> _What the task requires_
Copy out each line that includes the word "this".

> _Data to process_
++++++++++++++++++++

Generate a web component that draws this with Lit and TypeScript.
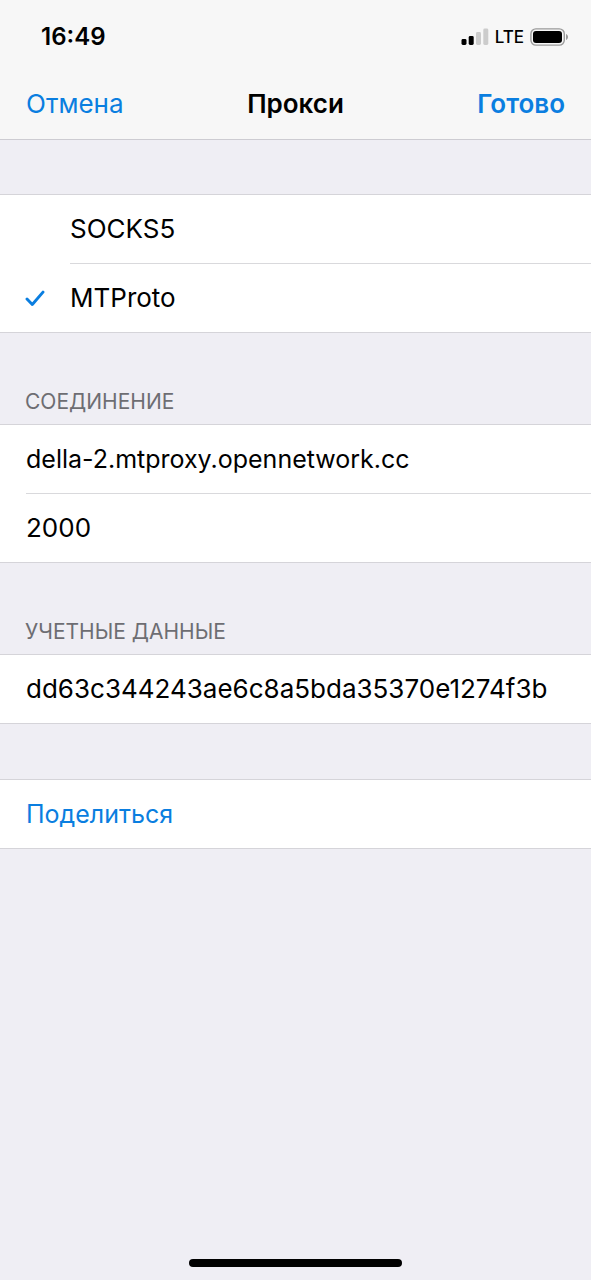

++++++++++++++++++++

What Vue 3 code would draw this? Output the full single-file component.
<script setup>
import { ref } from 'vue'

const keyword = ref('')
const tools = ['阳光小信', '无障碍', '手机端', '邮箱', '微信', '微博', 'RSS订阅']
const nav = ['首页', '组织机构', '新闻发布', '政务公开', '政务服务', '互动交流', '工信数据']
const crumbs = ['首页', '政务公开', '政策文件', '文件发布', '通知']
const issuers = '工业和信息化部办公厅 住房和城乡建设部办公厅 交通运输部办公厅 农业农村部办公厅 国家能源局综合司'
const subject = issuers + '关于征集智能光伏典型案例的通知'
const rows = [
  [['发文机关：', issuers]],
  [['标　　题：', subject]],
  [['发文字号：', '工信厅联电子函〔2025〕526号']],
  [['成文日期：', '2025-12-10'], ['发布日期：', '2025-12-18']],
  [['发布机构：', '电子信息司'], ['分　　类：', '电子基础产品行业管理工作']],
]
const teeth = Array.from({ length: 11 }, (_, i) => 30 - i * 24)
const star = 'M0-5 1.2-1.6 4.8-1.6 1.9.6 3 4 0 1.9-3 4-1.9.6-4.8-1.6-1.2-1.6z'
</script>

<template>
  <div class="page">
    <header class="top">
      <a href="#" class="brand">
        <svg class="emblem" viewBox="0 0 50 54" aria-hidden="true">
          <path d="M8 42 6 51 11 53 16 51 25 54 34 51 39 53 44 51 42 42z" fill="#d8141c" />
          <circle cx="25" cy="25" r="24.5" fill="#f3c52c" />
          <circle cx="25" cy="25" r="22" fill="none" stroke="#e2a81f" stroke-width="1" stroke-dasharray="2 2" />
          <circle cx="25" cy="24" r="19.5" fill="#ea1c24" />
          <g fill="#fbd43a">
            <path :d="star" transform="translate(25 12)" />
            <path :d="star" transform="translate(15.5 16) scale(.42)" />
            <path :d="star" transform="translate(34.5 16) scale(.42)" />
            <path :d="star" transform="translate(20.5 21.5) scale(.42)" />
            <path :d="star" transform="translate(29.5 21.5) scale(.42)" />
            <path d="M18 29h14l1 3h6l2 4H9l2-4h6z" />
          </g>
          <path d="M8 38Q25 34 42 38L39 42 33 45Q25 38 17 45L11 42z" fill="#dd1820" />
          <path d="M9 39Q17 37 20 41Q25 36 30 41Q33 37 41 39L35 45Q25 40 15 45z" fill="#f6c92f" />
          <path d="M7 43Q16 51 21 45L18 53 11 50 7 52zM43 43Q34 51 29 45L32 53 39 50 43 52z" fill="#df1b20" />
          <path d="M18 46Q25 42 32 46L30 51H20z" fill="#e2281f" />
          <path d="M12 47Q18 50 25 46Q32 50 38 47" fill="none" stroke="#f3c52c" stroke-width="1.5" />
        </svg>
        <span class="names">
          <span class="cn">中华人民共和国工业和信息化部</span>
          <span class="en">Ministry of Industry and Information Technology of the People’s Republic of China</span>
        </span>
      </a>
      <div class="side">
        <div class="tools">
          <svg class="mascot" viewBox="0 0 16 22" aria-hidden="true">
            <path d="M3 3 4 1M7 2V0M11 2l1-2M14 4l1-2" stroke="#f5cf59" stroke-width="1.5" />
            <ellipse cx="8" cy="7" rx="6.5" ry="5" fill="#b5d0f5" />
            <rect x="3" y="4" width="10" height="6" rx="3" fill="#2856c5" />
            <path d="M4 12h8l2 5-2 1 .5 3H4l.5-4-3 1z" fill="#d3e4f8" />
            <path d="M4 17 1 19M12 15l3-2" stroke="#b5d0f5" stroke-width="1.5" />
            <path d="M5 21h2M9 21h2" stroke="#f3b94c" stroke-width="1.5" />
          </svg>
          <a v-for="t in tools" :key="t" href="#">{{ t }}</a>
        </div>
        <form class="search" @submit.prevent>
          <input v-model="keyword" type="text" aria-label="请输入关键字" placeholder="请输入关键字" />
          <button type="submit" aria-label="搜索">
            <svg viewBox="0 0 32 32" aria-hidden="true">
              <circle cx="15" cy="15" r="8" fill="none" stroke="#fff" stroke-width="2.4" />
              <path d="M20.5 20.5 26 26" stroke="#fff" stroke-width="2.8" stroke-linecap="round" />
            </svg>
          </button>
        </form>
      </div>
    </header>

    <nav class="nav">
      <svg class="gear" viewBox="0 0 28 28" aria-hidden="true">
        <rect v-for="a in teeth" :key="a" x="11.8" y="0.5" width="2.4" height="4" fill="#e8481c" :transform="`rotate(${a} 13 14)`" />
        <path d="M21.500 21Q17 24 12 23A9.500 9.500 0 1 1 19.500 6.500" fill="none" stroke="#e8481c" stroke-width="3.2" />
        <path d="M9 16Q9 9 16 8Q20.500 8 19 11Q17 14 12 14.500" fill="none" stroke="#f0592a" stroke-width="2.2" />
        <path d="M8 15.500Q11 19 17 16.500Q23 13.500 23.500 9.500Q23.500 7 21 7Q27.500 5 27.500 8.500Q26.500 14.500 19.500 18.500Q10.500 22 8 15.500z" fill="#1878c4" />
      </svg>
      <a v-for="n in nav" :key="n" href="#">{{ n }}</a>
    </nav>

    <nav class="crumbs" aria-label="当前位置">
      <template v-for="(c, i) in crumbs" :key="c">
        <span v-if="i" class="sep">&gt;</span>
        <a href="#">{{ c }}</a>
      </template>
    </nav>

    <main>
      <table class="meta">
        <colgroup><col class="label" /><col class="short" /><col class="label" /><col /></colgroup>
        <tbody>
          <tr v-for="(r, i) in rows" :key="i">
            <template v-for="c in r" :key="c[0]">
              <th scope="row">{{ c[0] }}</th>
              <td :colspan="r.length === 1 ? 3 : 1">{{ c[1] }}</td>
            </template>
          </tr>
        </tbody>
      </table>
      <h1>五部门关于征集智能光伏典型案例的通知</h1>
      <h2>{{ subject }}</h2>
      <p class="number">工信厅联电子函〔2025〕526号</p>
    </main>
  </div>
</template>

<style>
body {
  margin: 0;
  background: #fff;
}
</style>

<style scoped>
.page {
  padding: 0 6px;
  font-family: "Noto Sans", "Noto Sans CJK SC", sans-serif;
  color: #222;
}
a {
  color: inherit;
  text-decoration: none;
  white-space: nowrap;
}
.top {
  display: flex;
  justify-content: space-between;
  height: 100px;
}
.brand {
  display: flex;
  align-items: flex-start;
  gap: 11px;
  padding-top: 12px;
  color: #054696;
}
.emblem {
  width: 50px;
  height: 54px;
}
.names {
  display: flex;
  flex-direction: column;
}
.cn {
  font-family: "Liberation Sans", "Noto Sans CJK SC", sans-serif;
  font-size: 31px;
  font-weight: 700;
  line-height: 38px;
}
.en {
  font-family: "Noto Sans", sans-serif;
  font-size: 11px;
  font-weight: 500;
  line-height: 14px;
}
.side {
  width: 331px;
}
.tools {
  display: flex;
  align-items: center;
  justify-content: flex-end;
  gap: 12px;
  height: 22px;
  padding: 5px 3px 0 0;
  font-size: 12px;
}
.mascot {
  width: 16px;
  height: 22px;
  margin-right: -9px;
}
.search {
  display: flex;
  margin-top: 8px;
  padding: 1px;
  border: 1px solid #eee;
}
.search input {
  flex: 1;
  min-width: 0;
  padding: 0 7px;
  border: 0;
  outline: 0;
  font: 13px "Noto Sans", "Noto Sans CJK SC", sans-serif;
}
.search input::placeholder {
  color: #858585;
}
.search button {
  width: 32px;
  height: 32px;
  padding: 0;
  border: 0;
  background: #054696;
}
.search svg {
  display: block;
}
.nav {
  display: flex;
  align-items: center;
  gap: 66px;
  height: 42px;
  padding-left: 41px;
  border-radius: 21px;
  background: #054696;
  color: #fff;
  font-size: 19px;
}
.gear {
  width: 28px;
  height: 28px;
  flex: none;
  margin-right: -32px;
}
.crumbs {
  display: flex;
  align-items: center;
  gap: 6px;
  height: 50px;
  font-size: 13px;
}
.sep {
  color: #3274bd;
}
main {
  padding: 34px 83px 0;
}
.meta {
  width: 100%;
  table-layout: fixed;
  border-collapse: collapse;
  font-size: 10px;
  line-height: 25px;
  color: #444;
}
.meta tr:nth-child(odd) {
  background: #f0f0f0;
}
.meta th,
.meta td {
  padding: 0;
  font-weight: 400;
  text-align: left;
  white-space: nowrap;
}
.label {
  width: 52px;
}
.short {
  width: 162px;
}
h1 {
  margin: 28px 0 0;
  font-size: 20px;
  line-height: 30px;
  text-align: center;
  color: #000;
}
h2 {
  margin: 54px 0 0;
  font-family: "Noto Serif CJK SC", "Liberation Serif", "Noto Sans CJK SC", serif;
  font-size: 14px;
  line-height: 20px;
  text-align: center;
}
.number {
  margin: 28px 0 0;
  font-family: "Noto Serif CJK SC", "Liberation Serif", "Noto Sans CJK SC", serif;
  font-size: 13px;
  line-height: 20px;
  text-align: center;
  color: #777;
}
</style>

++++++++++++++++++++

> _Task output_
Generate a web component that draws this with Lit and TypeScript.
What Vue 3 code would draw this? Output the full single-file component.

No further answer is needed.